In the beginning, Brody warns Indiana Jones that the Ark is like nothing he's gone after before, and that Indy should be careful because the Ark may have incredible powers. Here's the exchange:

Brody: Well, I mean that for nearly three thousand years man has been searching for the lost ark. It's not something to be taken lightly. No one knows its secrets. It's like nothing you've ever gone after before.
Indy: (laughing) Marcus, what are you trying to do? Scare me? You sound like my mother. We've known each other for a long time. I don't believe in magic, a lot of superstitious hocus pocus. I'm going after a find of incredible historical significance, you're talking about the boogie man. Besides, you know what a cautious fellow I am. 

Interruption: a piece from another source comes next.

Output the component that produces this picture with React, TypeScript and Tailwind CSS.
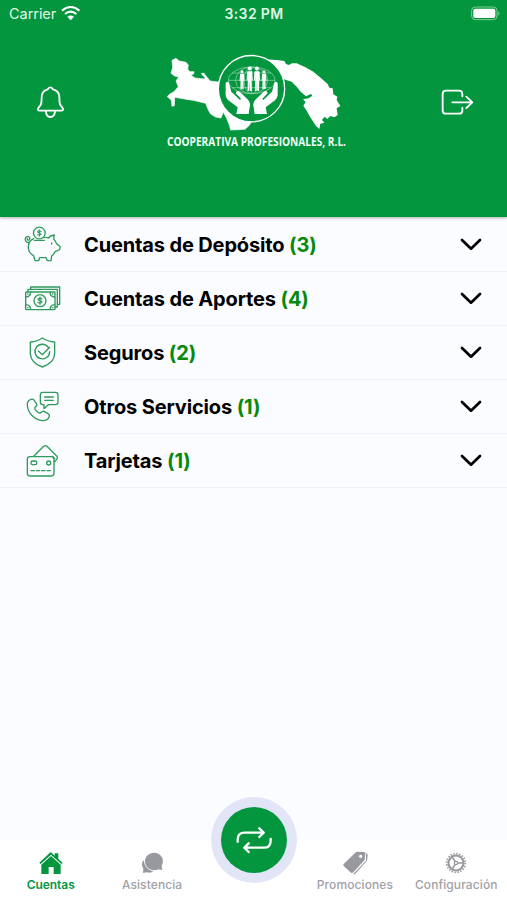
import type { ReactNode } from "react";

function StatusBar() {
  return (
    <div className="flex h-7 items-center text-[14.5px] text-[#e2f6e7]">
      <div className="flex flex-1 items-center gap-[5px] pl-[9px]">
        <span className="tracking-[-0.05px]">Carrier</span>
        <svg className="-mt-0.5 h-[15px] w-[19px]" viewBox="184 17 57 45" fill="none" stroke="#fff" strokeWidth="6.5">
          <path d="M187 31 Q213 9 239 31" />
          <path d="M196 41 Q213 27 230 41" />
          <path d="M203 49 Q213 42 223 49 L213 60Z" fill="#fff" stroke="none" />
        </svg>
      </div>
      <span className="-mt-px mr-[2px] text-[14px] font-semibold tracking-[0.35px]">3:32 PM</span>
      <div className="flex flex-1 justify-end pr-[6px]">
        <svg className="-mt-0.5 h-[15px] w-[30px]" viewBox="212 17 90 45">
          <rect x="214" y="20" width="76" height="38" rx="11" fill="none" stroke="#83cc96" strokeWidth="3" />
          <rect x="219" y="25" width="66" height="28" rx="6" fill="#fff" />
          <path d="M294 33 Q301 39 294 46Z" fill="#83cc96" />
        </svg>
      </div>
    </div>
  );
}

function Person({ x, y, h }: { x: number; y: number; h: number }) {
  return (
    <g transform={`translate(${x} ${y}) scale(${h / 70})`} fill="#fff">
      <circle cx="0" cy="6" r="5.5" />
      <path d="M-7 14H7L9 40H6L5 27 6 70H1L0 44-1 70H-6L-5 27-6 40H-9Z" />
    </g>
  );
}

function Logo() {
  return (
    <svg className="h-[110px] w-[190px] overflow-visible" viewBox="0 0 570 330">
      <path
        fill="#fff"
        stroke="#fff"
        strokeWidth="2"
        strokeLinejoin="round"
        d="M36 46 48 40 58 48 78 52 85 60 83 73 90 80 102 80 101 87 92 90 105 99 132 102 135 98 124 86 131 84 150 108 200 114 275 229 268 241 255 253 212 255 208 240 200 220 190 201 183 219 167 216 152 207 145 195 137 175 118 170 100 166 85 164 70 161 44 157 43 182 36 184 34 166 22 155 28 148 42 140 55 125 48 108 56 96 44 93 33 85 38 68Z"
      />
      <path
        fill="#fff"
        d="M312 43 350 45 373 48 378 57 386 60 396 55 410 55 435 66 460 80 480 97 503 117 508 128 518 130 520 148 532 155 530 165 541 183 530 190 533 210 523 217 511 213 502 222 494 215 486 225 493 233 481 236 478 252 468 243 450 215 440 197 430 182 437 171 429 163 446 160 457 152 453 147 438 154 422 140 410 125 395 110 378 105 338 90Z"
      />
      <circle cx="274.5" cy="131" r="99.5" fill="#03963f" stroke="#fff" strokeWidth="4" />
      <g fill="none" stroke="#fff" strokeWidth="2" opacity=".6">
        <ellipse cx="275" cy="106" rx="70" ry="40" />
        <ellipse cx="275" cy="106" rx="48" ry="40" />
        <ellipse cx="275" cy="106" rx="23" ry="40" />
        <path d="M205 106H345M216 84H334M216 128H334M275 66V146" />
      </g>
      <Person x={246} y={75} h={58} />
      <Person x={269} y={64} h={74} />
      <Person x={291} y={64} h={74} />
      <Person x={312} y={75} h={58} />
      <g fill="#fff">
        <path d="M197 115Q201 106 207 114L214 140 240 165 243 161 227 145Q229 134 240 141L264 164Q273 174 269 187L266 207H229L233 187 205 166Q198 160 197 151Z" />
        <path d="M353 115Q349 106 343 114L336 140 310 165 307 161 323 145Q321 134 310 141L286 164Q277 174 281 187L284 207H321L317 187 345 166Q352 160 353 151Z" />
      </g>
      <text
        x="21"
        y="304"
        textLength="537"
        lengthAdjust="spacingAndGlyphs"
        fill="#f1fff4"
        className="font-['Open_Sans',sans-serif] text-[35px] font-bold"
      >
        COOPERATIVA PROFESIONALES, R.L.
      </text>
    </svg>
  );
}

function Dollar({ x, y, s }: { x: number; y: number; s: number }) {
  return (
    <path
      transform={`translate(${x} ${y}) scale(${s})`}
      strokeWidth="3.6"
      d="M6-5C4-8-5-9-6-4C-6 1 6-1 6 4C5 9-4 8-6 5M0-11V11"
    />
  );
}

const accounts: { label: string; count: number; box: string; icon: ReactNode }[] = [
  {
    label: "Cuentas de Depósito",
    count: 3,
    box: "60 36 135 162",
    icon: (
      <>
        <circle cx="118" cy="84" r="17.5" />
        <Dollar x={118} y={84} s={0.9} />
        <path d="M101 101C90 106 85 116 85 126C85 139 91 147 101 152L105 167H116L119 158H138L142 167H153L155 153C160 150 163 145 165 140L177 135C180 134 180 132 180 129V124C174 121 169 117 168 113C167 109 163 105 161 102L163 90C155 91 149 94 145 99C140 97 135 97 131 98" />
        <path d="M103 106H133M87 113C77 112 73 105 77 98C81 92 91 95 89 102C88 108 80 105 82 101M155 114V117" />
      </>
    ),
  },
  {
    label: "Cuentas de Aportes",
    count: 4,
    box: "60 198 135 162",
    icon: (
      <>
        <rect x="77" y="261" width="88" height="53" rx="2" />
        <path d="M84 260V253H172V306H166M92 252V246H179V298H173" />
        <circle cx="120" cy="287" r="18" />
        <Dollar x={120} y={287} s={1} />
        <path d="M78 276Q91 275 92 262M164 276Q151 275 150 262M78 299Q91 300 92 313M164 299Q151 300 150 313" />
        <path d="M83 267H84M158 267H159M83 308H84M158 308H159" strokeWidth="4" />
      </>
    ),
  },
  {
    label: "Seguros",
    count: 2,
    box: "60 0 135 162",
    icon: (
      <>
        <path d="M127 39C116 47 105 50 91 51V86C92 105 105 118 127 126C149 118 163 105 164 86V51C150 50 139 47 127 39Z" />
        <path d="M145 67A22 22 0 1 0 149 80M115 78 127 89 149 67" />
      </>
    ),
  },
  {
    label: "Otros Servicios",
    count: 1,
    box: "60 162 135 162",
    icon: (
      <>
        <path d="M93 223C87 225 81 231 82 240C83 265 106 288 132 287C140 286 146 280 148 274C149 270 147 268 144 266L132 259C129 257 127 259 124 262C121 265 118 265 114 262C108 257 103 250 105 247L110 242C112 240 111 238 109 235L101 224C99 222 96 222 93 223Z" />
        <path d="M128 202H166Q174 202 174 210V231Q174 239 166 239H145L132 251V239H128Q121 239 121 231V210Q121 202 128 202ZM134 216H160M134 226H160" />
      </>
    ),
  },
  {
    label: "Tarjetas",
    count: 1,
    box: "60 324 135 162",
    icon: (
      <>
        <rect x="82" y="395" width="80" height="58" rx="8" />
        <path d="M101 394 131 364Q136 360 141 364L170 393Q175 399 170 403L163 411" />
        <path d="M157 394 164 401" />
        <rect x="93" y="408" width="17" height="11" rx="4" />
        <circle cx="146" cy="414" r="6" />
        <path d="M93 437H103M109 437H119M125 437H135M141 437H151" />
      </>
    ),
  },
];

function AccountRow({ label, count, box, icon }: (typeof accounts)[number]) {
  return (
    <div className="flex h-[54px] items-center border-b border-[#f0f1f5]">
      <svg
        className="-mt-0.5 ml-5 h-[54px] w-[45px] shrink-0"
        viewBox={box}
        fill="none"
        stroke="#2f9a5b"
        strokeWidth="4"
        strokeLinecap="round"
        strokeLinejoin="round"
      >
        {icon}
      </svg>
      <span className="ml-[19px] flex-1 text-[20px] leading-6 font-bold tracking-[-0.14px] text-black">
        {label} <span className="text-[#078a0b]">({count})</span>
      </span>
      <svg
        className="mr-[25px] h-4 w-[22px]"
        viewBox="0 0 22 16"
        fill="none"
        stroke="#000"
        strokeWidth="2.7"
        strokeLinecap="round"
        strokeLinejoin="round"
      >
        <path d="M2 3 11 11.7 20 3" />
      </svg>
    </div>
  );
}

function Tab({ label, active, box, children }: { label: string; active?: boolean; box: string; children: ReactNode }) {
  return (
    <div className={`flex w-1/5 flex-col items-center pt-2 ${active ? "text-[#03963f]" : "text-[#a1a1a7]"}`}>
      <svg className="h-7 w-[30px] shrink-0" viewBox={box} fill={active ? "#03963f" : "#98989f"}>
        {children}
      </svg>
      <span
        className={`text-[12px] leading-[18px] whitespace-nowrap ${active ? "font-semibold tracking-[-0.05px]" : "font-medium tracking-[0.1px]"}`}
      >
        {label}
      </span>
    </div>
  );
}

export default function App() {
  return (
    <div className="flex h-[900px] w-[507px] flex-col overflow-hidden bg-[#fbfcff] font-['Inter',sans-serif]">
      <header className="z-10 h-[217px] shrink-0 bg-[#03963f] shadow-[0_1px_3px_rgba(0,0,0,0.3)]">
        <StatusBar />
        <div className="flex items-start justify-between pt-[17px]">
          <svg
            className="mt-[39px] ml-[35px] h-9 w-[30px]"
            viewBox="105 252 90 108"
            fill="none"
            stroke="#fff"
            strokeWidth="5.5"
            strokeLinecap="round"
            strokeLinejoin="round"
          >
            <path d="M151 262C147 262 145 264 143 268C130 271 125 280 125 292C125 313 123 315 115 324C112 328 114 332 119 332H184C189 332 191 328 188 324C180 315 178 313 178 292C178 280 172 271 159 268C157 264 155 262 151 262ZM138 334Q138 351 151 351T165 334" />
          </svg>
          <div className="ml-[95px] flex-1">
            <Logo />
          </div>
          <svg
            className="mt-[39px] mr-[31px] h-9 w-9"
            viewBox="120 252 108 108"
            fill="none"
            stroke="#fff"
            strokeWidth="5.5"
            strokeLinecap="round"
            strokeLinejoin="round"
          >
            <path d="M187 289V282Q187 272 177 272H138Q128 272 128 282V332Q128 341 138 341H177Q187 341 187 332V323M157 307H216M199 290 217 307 199 324" />
          </svg>
        </div>
      </header>

      <main className="flex-1 pt-px">
        {accounts.map((account) => (
          <AccountRow key={account.label} {...account} />
        ))}
      </main>

      <nav className="relative flex h-[60px] shrink-0 bg-white">
        <Tab label="Cuentas" active box="108 204 90 84">
          <path d="M118 248 152 216 164 227V220H175V237L188 248 184 252 153 224 122 252Z" />
          <path d="M124 254 153 228 182 254V282H161V261H146V282H124Z" />
        </Tab>
        <Tab label="Asistencia" box="411 204 90 84">
          <path d="M431 241C424 247 425 258 430 265L429 279 440 277C447 280 456 278 460 274C444 271 434 260 431 241Z" />
          <path d="M463 218C447 218 435 229 435 244C435 259 447 271 463 271C468 271 472 270 476 268L487 270 485 257C496 238 482 218 463 218Z" />
        </Tab>
        <div className="w-1/5" />
        <Tab label="Promociones" box="99 204 90 84">
          <path
            fillRule="evenodd"
            d="M148 215 172 216Q175 217 175 220L173 240 139 277Q136 281 132 278L110 258Q107 255 110 252ZM161 224A5 5 0 1 0 161 234A5 5 0 1 0 161 224Z"
          />
          <path d="M177 219Q182 221 182 226L180 242 147 279Q143 284 138 283L177 242Z" />
        </Tab>
        <Tab label="Configuración" box="404 204 90 84">
          <g fill="none" stroke="#98989f">
            <circle cx="449" cy="249" r="28" strokeWidth="5" strokeDasharray="4.4 4.396" />
            <circle cx="449" cy="249" r="22.5" strokeWidth="6" />
            <circle cx="449" cy="249" r="5" strokeWidth="4" />
            <path d="M454 249H471M446 244 437 230M446 254 437 268" strokeWidth="5" />
          </g>
        </Tab>
        <button
          aria-label="Transferir"
          className="absolute -top-[43px] left-[211px] flex h-[86px] w-[86px] items-center justify-center rounded-full bg-[#e1e5f5]"
        >
          <span className="flex h-[66px] w-[66px] items-center justify-center rounded-full bg-[#03963f]">
            <svg
              className="h-[30px] w-[38px]"
              viewBox="136 137 114 90"
              fill="none"
              stroke="#fff"
              strokeWidth="7"
              strokeLinecap="round"
              strokeLinejoin="round"
            >
              <path d="M144 187V181Q144 160 165 160H221M209 147 222 160 209 173M243 179V184Q243 205 222 205H166M177 192 164 205 177 218" />
            </svg>
          </span>
        </button>
      </nav>
    </div>
  );
}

So Indiana Jones is clearly a man at the beginning who doesn't have any belief or faith that the Ark might have supernatural powers. But at the end of the movie, right before the Ark is opened, he tells Marion to close her eyes, because now he believes in the power of the Ark, and he knows that opening it will unleash some kind of terrible force.

I love that idea: that the course of the movie's events have changed Indy and now he believes in the supernatural. I just have to say, though, that for me, personally, I'm not totally sure what brought that change in Indy about. At what point (or points) in the story did he experience things that changed his mind and gave him a new perspective?

Again, don't get me wrong, I love the movie, but I didn't see this transformation the first time I saw the film, and it took me many viewings to even detect that there was a change in Indy at all.